Abrió los ojos y sonrió al ver a la primera persona que caminaba carretera abajo, de camino al pueblo; le produjo una sensación extraña, mezcla de ternura y curiosidad. Se propuso un plan: descansar el tiempo que hiciera falta para que su cuerpo y su alma se recompusieran, empezar a escribir aquella novela que siempre había constituido su ilusión, dar largos paseos por el campo, acercarse a escribir en el recodo del río, justo en una piedra que había descubierto y que parecía colocada a propósito para tal menester… y poco más. Sabía que eso era suficiente para él, le llenaría las horas, y era muy consciente de que no iba a echar de menos a nadie porque nadie dejaba atrás que le importara de verdad.
Un día, sentado a la puerta de casa, pasó un tractor, el conductor le dio de mano en un ademán sencillo y gratificante. Él le devolvió el saludo y la escena se repitió durante unos días, al cabo de los cuales el campesino bajó y se entretuvieron charlando un rato; otro día le esperó para tomar unas cervezas… así hasta que se hicieron amigos. A veces le acompañaba a las tierras y miraba como las labraba, quitaba rastrojos, sembraba o recogía fruto y aquello le subyugó de un modo extraño porque nunca había pensado en el poder del hombre sobre la tierra y lo que ella devolvía a cambio de trabajo, esfuerzo, agua y un poco de calor del sol.

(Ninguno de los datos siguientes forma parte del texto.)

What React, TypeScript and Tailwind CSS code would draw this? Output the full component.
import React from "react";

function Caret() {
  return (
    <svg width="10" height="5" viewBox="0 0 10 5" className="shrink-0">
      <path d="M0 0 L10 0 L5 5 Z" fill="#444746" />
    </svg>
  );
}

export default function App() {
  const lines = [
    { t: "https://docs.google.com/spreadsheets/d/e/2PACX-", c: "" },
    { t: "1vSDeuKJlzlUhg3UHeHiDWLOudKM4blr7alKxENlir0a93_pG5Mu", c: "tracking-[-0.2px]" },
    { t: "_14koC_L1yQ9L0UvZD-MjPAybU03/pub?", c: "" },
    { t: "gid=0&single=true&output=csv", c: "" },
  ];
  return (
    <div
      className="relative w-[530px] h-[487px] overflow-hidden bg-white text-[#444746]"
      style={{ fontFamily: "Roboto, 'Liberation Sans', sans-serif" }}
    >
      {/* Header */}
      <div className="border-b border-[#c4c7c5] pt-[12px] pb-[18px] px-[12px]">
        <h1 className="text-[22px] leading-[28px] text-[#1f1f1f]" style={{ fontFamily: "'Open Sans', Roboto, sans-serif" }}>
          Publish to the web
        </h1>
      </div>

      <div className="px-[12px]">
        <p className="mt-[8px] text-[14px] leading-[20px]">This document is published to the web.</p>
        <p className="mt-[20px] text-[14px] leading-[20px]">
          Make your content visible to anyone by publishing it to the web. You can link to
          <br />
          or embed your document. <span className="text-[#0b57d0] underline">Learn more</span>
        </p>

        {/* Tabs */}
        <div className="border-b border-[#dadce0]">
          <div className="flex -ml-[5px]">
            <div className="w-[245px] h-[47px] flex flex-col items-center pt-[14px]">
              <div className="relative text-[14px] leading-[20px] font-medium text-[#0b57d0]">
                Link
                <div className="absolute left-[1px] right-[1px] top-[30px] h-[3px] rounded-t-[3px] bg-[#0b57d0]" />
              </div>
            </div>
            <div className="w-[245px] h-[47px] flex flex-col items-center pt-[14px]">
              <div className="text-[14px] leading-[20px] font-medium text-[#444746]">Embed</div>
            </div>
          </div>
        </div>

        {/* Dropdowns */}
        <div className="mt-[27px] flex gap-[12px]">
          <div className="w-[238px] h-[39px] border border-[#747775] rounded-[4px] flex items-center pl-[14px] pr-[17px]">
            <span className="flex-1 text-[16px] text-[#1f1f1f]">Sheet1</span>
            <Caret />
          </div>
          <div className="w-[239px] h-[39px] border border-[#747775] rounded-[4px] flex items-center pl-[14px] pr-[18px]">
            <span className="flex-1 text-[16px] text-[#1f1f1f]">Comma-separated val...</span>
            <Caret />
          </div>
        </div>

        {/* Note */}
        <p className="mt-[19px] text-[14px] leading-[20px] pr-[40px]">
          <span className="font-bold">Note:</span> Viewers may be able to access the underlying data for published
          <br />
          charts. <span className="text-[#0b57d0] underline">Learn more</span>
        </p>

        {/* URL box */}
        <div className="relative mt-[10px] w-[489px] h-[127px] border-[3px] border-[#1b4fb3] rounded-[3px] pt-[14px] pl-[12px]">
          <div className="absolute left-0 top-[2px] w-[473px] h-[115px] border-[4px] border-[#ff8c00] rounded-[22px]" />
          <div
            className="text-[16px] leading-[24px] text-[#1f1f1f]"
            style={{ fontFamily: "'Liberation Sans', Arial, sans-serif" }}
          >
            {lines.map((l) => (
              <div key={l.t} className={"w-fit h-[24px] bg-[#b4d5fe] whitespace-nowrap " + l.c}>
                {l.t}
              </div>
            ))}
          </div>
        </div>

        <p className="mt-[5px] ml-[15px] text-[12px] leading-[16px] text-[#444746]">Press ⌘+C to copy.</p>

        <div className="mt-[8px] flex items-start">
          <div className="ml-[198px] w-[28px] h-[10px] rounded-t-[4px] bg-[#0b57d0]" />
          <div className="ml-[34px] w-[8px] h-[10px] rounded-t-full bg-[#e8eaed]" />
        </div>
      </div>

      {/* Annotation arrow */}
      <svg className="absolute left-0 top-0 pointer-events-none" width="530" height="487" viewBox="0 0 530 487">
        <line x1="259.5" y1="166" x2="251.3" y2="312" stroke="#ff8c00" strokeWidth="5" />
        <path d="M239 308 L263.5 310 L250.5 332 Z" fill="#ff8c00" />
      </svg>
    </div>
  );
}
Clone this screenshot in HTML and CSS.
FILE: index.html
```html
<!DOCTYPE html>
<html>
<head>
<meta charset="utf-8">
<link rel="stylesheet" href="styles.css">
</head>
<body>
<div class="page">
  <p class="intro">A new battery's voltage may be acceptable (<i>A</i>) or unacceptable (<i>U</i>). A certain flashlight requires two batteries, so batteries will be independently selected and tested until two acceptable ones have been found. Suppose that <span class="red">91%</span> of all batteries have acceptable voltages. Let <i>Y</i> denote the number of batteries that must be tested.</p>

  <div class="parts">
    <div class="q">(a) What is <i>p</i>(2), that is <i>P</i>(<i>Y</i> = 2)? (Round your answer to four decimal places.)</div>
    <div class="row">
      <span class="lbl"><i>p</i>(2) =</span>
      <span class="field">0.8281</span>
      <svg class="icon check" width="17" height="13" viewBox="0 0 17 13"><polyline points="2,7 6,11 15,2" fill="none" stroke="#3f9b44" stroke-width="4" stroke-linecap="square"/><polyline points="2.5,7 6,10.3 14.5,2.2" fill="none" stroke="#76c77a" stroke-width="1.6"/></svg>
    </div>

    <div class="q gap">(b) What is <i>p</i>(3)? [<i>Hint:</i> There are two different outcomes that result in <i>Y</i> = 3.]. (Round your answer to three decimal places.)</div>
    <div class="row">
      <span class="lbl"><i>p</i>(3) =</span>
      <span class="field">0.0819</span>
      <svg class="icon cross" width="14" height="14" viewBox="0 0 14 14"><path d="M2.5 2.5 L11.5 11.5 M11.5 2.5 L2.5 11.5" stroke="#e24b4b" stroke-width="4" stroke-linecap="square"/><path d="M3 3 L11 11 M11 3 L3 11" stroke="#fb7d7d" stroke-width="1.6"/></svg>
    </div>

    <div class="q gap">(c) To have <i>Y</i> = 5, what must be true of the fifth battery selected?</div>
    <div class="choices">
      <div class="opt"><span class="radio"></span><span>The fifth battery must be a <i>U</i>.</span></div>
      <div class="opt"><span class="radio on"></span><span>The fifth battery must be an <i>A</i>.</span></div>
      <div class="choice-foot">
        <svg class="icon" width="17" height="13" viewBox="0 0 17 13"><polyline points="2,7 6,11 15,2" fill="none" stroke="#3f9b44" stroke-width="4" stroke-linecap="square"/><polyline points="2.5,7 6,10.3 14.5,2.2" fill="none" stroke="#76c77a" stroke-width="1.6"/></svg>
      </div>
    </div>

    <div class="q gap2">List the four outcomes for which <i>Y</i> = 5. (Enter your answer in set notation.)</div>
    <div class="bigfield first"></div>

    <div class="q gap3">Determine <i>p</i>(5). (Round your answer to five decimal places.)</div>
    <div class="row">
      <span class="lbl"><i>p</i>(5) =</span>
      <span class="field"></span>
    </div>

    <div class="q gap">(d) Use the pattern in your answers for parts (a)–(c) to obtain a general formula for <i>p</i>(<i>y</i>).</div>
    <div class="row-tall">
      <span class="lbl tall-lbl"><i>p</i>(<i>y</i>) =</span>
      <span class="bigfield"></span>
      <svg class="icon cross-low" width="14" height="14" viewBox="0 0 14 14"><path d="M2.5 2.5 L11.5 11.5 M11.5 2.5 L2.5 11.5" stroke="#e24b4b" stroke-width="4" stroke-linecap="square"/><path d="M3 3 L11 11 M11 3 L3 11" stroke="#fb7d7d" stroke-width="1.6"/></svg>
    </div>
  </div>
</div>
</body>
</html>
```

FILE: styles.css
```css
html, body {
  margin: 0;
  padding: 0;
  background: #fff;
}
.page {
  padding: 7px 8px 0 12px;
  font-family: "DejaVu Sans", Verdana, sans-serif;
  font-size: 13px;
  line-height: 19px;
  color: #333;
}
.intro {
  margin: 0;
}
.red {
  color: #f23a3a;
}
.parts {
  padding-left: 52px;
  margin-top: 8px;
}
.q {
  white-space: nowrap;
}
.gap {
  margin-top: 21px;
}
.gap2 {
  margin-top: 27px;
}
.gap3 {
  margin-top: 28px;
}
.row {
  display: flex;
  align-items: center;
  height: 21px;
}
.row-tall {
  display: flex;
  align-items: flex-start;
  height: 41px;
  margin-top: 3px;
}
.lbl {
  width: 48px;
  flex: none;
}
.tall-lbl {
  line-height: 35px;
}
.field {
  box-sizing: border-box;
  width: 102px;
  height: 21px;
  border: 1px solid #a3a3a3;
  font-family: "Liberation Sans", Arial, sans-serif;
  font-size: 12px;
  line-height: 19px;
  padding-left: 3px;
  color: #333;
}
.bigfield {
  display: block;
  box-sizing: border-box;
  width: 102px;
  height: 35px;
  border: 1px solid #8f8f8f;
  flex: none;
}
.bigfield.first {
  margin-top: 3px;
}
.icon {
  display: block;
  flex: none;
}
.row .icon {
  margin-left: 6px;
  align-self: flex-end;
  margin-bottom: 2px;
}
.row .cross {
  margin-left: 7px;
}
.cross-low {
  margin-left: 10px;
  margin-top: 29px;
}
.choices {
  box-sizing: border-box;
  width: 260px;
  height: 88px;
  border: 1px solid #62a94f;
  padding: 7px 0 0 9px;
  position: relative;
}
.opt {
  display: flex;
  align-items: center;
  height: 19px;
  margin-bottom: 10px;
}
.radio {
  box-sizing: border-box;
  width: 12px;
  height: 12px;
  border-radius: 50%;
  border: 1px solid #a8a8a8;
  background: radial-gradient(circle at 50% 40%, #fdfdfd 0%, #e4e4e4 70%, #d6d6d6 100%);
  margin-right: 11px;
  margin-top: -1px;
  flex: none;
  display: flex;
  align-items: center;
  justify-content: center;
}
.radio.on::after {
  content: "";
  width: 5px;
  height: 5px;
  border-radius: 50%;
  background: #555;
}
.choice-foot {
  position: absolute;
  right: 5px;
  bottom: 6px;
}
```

Con el transcurrir del tiempo se dejó caer por el bar a la hora en que los hombres jugaban la partida de cartas y de la mano de su amigo hizo otros; así fue integrándose en la vida de aquel lugar remoto que le devolvió el sosiego. Carecía de planes concretos; dependiendo del tiempo que hiciera, acompañaba a cazar a algún lugareño, daba largos paseos río arriba perdiendo la visión del pueblo tras de sí, y en esos momentos de soledad, renacía como nunca, respiraba a pleno pulmón aquel aire fresco y limpio hasta que se olvidó de su vida anterior; aquel pueblo castellano, apenas una reseña en el mapa, constituía ahora todo su mundo.

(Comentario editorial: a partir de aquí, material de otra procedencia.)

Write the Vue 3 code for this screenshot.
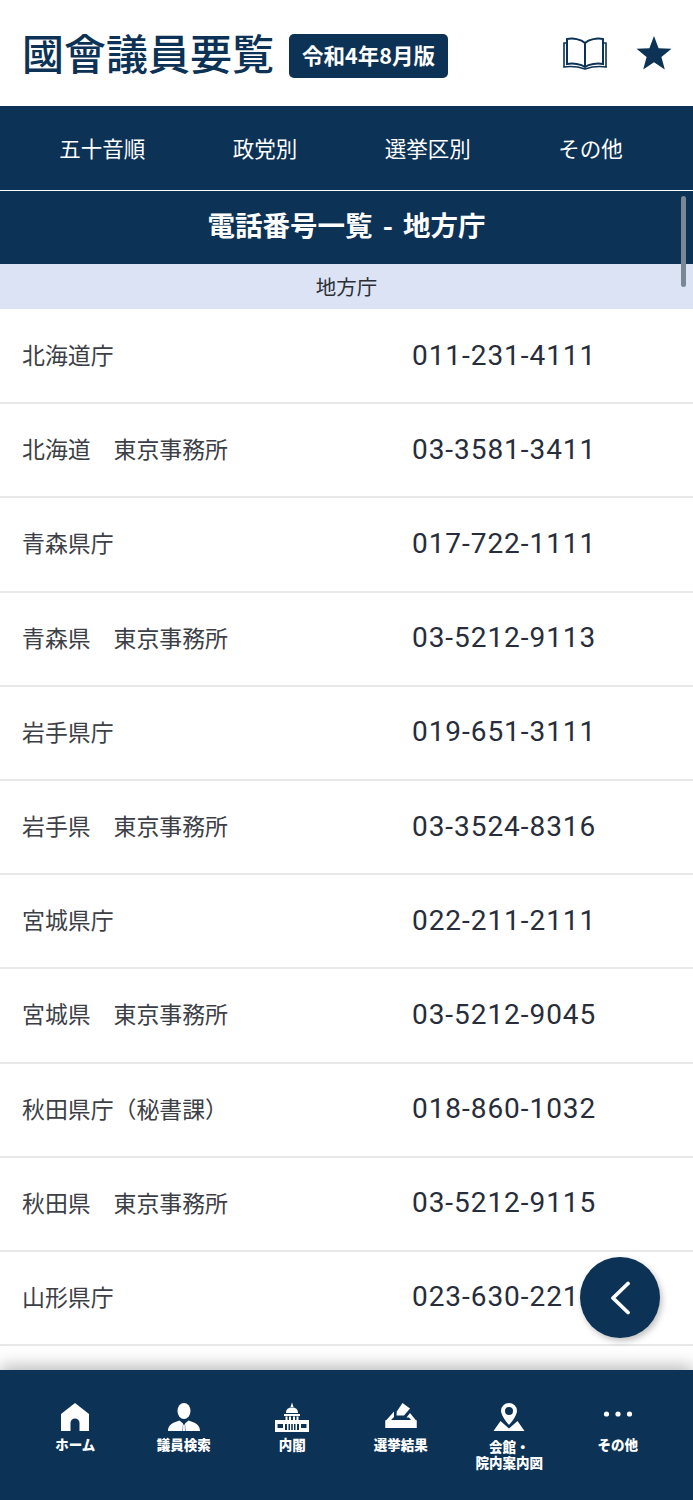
<script setup>
const tabs = ['五十音順', '政党別', '選挙区別', 'その他']
const rows = [
  ['北海道庁', '011-231-4111'],
  ['北海道　東京事務所', '03-3581-3411'],
  ['青森県庁', '017-722-1111'],
  ['青森県　東京事務所', '03-5212-9113'],
  ['岩手県庁', '019-651-3111'],
  ['岩手県　東京事務所', '03-3524-8316'],
  ['宮城県庁', '022-211-2111'],
  ['宮城県　東京事務所', '03-5212-9045'],
  ['秋田県庁（秘書課）', '018-860-1032'],
  ['秋田県　東京事務所', '03-5212-9115'],
  ['山形県庁', '023-630-2211'],
  ['', ''],
]
</script>

<template>
  <div class="page">
    <header class="top">
      <h1 class="brand">國會議員要覧</h1>
      <span class="edition">令和4年8月版</span>
      <div class="top-icons">
        <svg class="book" viewBox="0 0 46 34" fill="none" stroke="#0c3256" stroke-width="2">
          <path d="M23 7C19 3 11 2 5 3V28C11 27 19 28 23 31C27 28 35 27 41 28V3C35 2 27 3 23 7Z" />
          <path d="M23 7V31" />
          <path d="M5 7H2V31C9 30 17 31 23 33C29 31 37 30 44 31V7H41" stroke-width="1.6" />
        </svg>
        <svg class="star" viewBox="0 0 36 36" fill="#0c3256">
          <path d="M18 1L22.6 13.2L35.5 13.8L25.4 21.9L28.8 34.5L18 27.3L7.2 34.5L10.6 21.9L.5 13.8L13.4 13.2Z" />
        </svg>
      </div>
    </header>

    <nav class="tabs">
      <a v-for="t in tabs" :key="t" class="tab">{{ t }}</a>
    </nav>
    <div class="title">電話番号一覧 - 地方庁</div>
    <div class="section">地方庁</div>

    <main class="list">
      <div v-for="(r, i) in rows" :key="i" class="row">
        <span class="name">{{ r[0] }}</span>
        <span class="phone">{{ r[1] }}</span>
      </div>
    </main>

    <footer class="bottom">
      <a class="item">
        <svg class="ico" viewBox="0 0 32 32" fill="#fff"><path d="M16 2L30 13V30H20.500V22A4.500 4.500 0 0 0 11.500 22V30H2V13Z" /></svg>
        <span>ホーム</span>
      </a>
      <a class="item">
        <svg class="ico" viewBox="0 0 32 32" fill="#fff">
          <ellipse cx="16" cy="10" rx="6.500" ry="8" />
          <path d="M0 30C0 24 4 22 11.500 19.500L15 22.500L14.500 30ZM32 30C32 24 28 22 20.500 19.500L17 22.500L17.500 30Z" />
          <path d="M15.200 23.500H16.800L17 30H15Z" />
        </svg>
        <span>議員検索</span>
      </a>
      <a class="item">
        <svg class="ico" viewBox="0 0 34 32" fill="#fff">
          <path d="M17 1.500L18.500 6H15.500ZM11 12C11 8 13.500 6.500 17 6.500S23 8 23 12ZM9 13H25V15H9ZM10.500 15.500H12.500V19H10.500ZM14 15.500H16V19H14ZM18 15.500H20V19H18ZM21.500 15.500H23.500V19H21.500Z" />
          <path d="M0 19H34V31H0ZM10 23V29H24V23ZM2.500 23V27H8V23ZM26 23V27H31.500V23Z" fill-rule="evenodd" />
          <path d="M12 23H13.500V29H12ZM15 23H16.200V29H15ZM17.800 23H19V29H17.800ZM20.500 23H22V29H20.500Z" />
        </svg>
        <span>内閣</span>
      </a>
      <a class="item">
        <svg class="ico" viewBox="0 0 32 32" fill="#fff">
          <path d="M17.500 2L25 7.500L19 14.500H11.500L11.800 10.500Z" />
          <path d="M9 10.500L.500 20V27H31.500V20L25 12L21.500 16.500H24L26.500 19.500H5.500L9 16Z" />
          <path d="M.500 19H31.500V27H.500Z" />
        </svg>
        <span>選挙結果</span>
      </a>
      <a class="item">
        <svg class="ico" viewBox="0 0 32 32" fill="#fff">
          <path fill-rule="evenodd" d="M16 2A8 8 0 0 0 8 10C8 15 16 24 16 24S24 15 24 10A8 8 0 0 0 16 2ZM16 6A4 4 0 1 1 16 14A4 4 0 0 1 16 6Z" />
          <path d="M7.500 20L16 27.500L24.500 20L31.500 30H.500Z" />
        </svg>
        <span class="two-line">会館・<br />院内案内図</span>
      </a>
      <a class="item">
        <svg class="ico" viewBox="0 0 32 32" fill="#fff">
          <circle cx="4.500" cy="13" r="2.600" /><circle cx="16" cy="13" r="2.600" /><circle cx="27.500" cy="13" r="2.600" />
        </svg>
        <span>その他</span>
      </a>
    </footer>

    <div class="scrollbar"></div>
    <button class="fab" aria-label="戻る">
      <svg viewBox="0 0 20 34" fill="none" stroke="#fff" stroke-width="3.800" stroke-linecap="round" stroke-linejoin="round">
        <path d="M17.500 2.500L2.500 17L17.500 31.500" />
      </svg>
    </button>
  </div>
</template>

<style scoped>
.page {
  position: relative;
  width: 693px;
  height: 1500px;
  overflow: hidden;
  display: flex;
  flex-direction: column;
  background: #fff;
  font-family: "Noto Sans CJK JP", "Noto Sans", sans-serif;
  color: #2b3037;
}
.top {
  height: 105px;
  flex: none;
  display: flex;
  align-items: center;
  padding: 6px 21px 0 22px;
  box-sizing: border-box;
}
.brand {
  margin: 0 0 7px;
  font-size: 42px;
  line-height: 1;
  font-weight: 500;
  color: #0c3256;
}
.edition {
  margin-left: 15px;
  width: 159px;
  height: 44px;
  padding-bottom: 3px;
  box-sizing: border-box;
  display: flex;
  align-items: center;
  justify-content: center;
  border-radius: 5px;
  background: #0c3256;
  color: #fff;
  font-size: 21.500px;
  font-weight: 700;
}
.top-icons {
  margin-left: auto;
  margin-bottom: 5px;
  display: flex;
  align-items: center;
  gap: 28px;
}
.book { width: 46px; height: 34px; display: block; }
.star { width: 36px; height: 36px; display: block; }
.tabs {
  height: 84px;
  flex: none;
  box-sizing: border-box;
  margin-top: 1px;
  display: grid;
  grid-template-columns: repeat(4, 1fr);
  align-items: center;
  justify-items: center;
  padding: 0 21px 2px;
  background: #0c3256;
  color: #fff;
  font-size: 21.500px;
}
.title {
  height: 73px;
  flex: none;
  margin-top: 1px;
  padding-bottom: 8px;
  word-spacing: 4px;
  display: flex;
  align-items: center;
  justify-content: center;
  background: #0c3256;
  color: #fff;
  font-size: 27.500px;
  font-weight: 700;
  box-sizing: border-box;
}
.section {
  height: 45px;
  flex: none;
  padding-bottom: 2px;
  box-sizing: border-box;
  display: flex;
  align-items: center;
  justify-content: center;
  background: #dce3f4;
  font-size: 20.500px;
  color: #2b3037;
}
.list { flex: 1; min-height: 0; overflow: hidden; padding-top: 1px; }
.row {
  height: 94.200px;
  box-sizing: border-box;
  display: flex;
  align-items: center;
  padding-left: 22px;
  padding-bottom: 2px;
  border-bottom: 2px solid #e8e8e8;
}
.row:last-child { border-bottom: 0; }
.name { width: 390px; flex: none; font-size: 22.900px; color: #3c4046; padding-bottom: 2px; }
.phone {
  font-family: "Roboto", "Noto Sans", sans-serif;
  font-size: 28px;
  letter-spacing: 0.950px;
  color: #272d3a;
}
.bottom {
  position: relative;
  height: 130px;
  flex: none;
  box-sizing: border-box;
  padding: 31px 21px 0;
  display: grid;
  grid-template-columns: repeat(6, 1fr);
  background: #0c3256;
  color: #fff;
  box-shadow: 0 -4px 16px rgba(0, 0, 0, 0.28);
}
.item {
  display: flex;
  flex-direction: column;
  align-items: center;
  font-size: 13.500px;
  line-height: 16px;
  font-weight: 900;
  text-align: center;
}
.ico { width: 32px; height: 32px; display: block; margin-bottom: 3px; }
.item:nth-child(3) .ico { width: 34px; }
.two-line { margin-top: 2px; }
.scrollbar {
  position: absolute;
  left: 681px;
  top: 196px;
  width: 5px;
  height: 91px;
  border-radius: 3px;
  background: #7b8794;
}
.fab {
  position: absolute;
  left: 580px;
  top: 1257px;
  width: 80px;
  height: 81px;
  padding: 0;
  border: 0;
  border-radius: 50%;
  background: #0c3256;
  display: flex;
  align-items: center;
  justify-content: center;
  box-shadow: 2px 3px 6px rgba(0, 0, 0, 0.25);
}
.fab svg { width: 21px; height: 34px; display: block; }
</style>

Una tarde al regresar de uno de sus larguísimos paseos, se sentó y reparó en el ordenador que yacía junto a la mochila desde su llegada. Lo abrió y ante esa primera página en blanco que constituye la pesadilla de todo escritor, empezó a tocar las teclas con seguridad y decisión. Diríase que las golpeaba con furia, pero era incapaz de parar. Cuando sus extremidades le dieron un aviso doloroso debido a las largas horas sentado sin cambiar de posición, se levantó, fue hacia la ventana y se dio cuenta de que había amanecido, el sol pronto renacería para brillar en otra mañana de invierno; se acercó a aquellas palabras que le brotaron desde su interior más hondo y vio que había llenado suficientes hojas como para dar cuerpo a esa novela con la que siempre soñó. No solo era un testimonio lo que había reflejado en aquellas páginas, era también la necesidad de redimirse a través de ellas, una confesión en primera persona de vivencias, realidades, temores, ausencias y afectos; y también había algo más, un algo indefinible que le proporcionaba una ilusión desconocida que rayaba en el culmen de un sueño, había esperanza.